The first - and really excellent - guest post suggesting how and why the Old Testament matters will go up later today. Before that post goes up, I wanted to make sure I had first conveyed the concrete nature of the present challenge: a Church that increasingly regards the stories of the Old Testament as 1) long and difficult, 2) outdated/irrelevant, if not 3) embarrassing, and - most disconcertingly - 4) not essential to being shaped - individually and as a people - by the Christian story.

To set the stage, then, here is a description of the current predicament by Episcopal priest Fleming Rutledge:
In recent years, the mainline churches have become increasingly dependent on a common lectionary for worship and preaching on Sundays. An Old Testament text is always indicated, and yet sermons on Old Testament texts have become increasingly infrequent.
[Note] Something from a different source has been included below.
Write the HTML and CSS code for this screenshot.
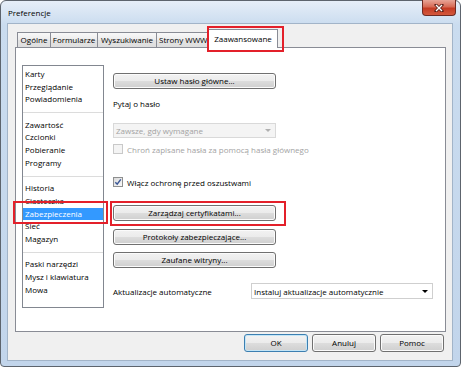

Many preachers, especially in my own Episcopal denomination, routinely base their Sunday sermons on a passage from the Synoptic Gospels; some have even assumed it is a rule! In an age when biblical illiteracy is widespread even in the church, the Old Testament has fallen into the background and, in some poorly informed circles, has even become suspect. This may or may not be the result of lectionary use, but it has happened concurrently with its widespread adoption… The most serious problem with the lectionary is the lack of context. When everyone is reading from a printed sheet, no one is learning where in the Bible the passage is located, or how it is linked to what comes before it and after it. A whole generation of churchgoers is being raised with no sense of actually handling the Bible, of finding the passage and reading it in its sequence. The large Bibles on the lecterns are sitting unused, their pages gathering dust; some have been removed altogether. The wonderful sight of the reader mounting up to the lectern and turning the pages to find the place is seldom seen today in Episcopal churches; the readers come up with flimsy little pieces of paper which for the most part will be left in the pew or thrown away. The lectionary has certain advantages, but concentration on one book at a time, in its total context, encourages biblical literacy more than shifting every week from one to another. Because of the crucial need to provide context, seriousness, and continuity in biblical proclamation, a preacher is blessed when he or she has a steady pulpit from which to preach on most Sundays. When one is preaching every Lord’s Day to the same congregation, one can take one’s time to expound a whole book. One of the preachers I most admire has recently preached all the way through Ecclesiastes and Jonah, to very eager congregations. Moreover, the hearers were expected to follow along in a copy of the actual Bible, rather than from a printed excerpt. This sort of expository preaching is not a model for everyone in every place, but surely it should be considered; the present lectionary-based system is not improving the knowledge and understanding of the Bible among Christians.

4 comments:

  1. My sense is that the limitations of the lectionary and the neglect of the Old Testament are two different, albeit related, problems.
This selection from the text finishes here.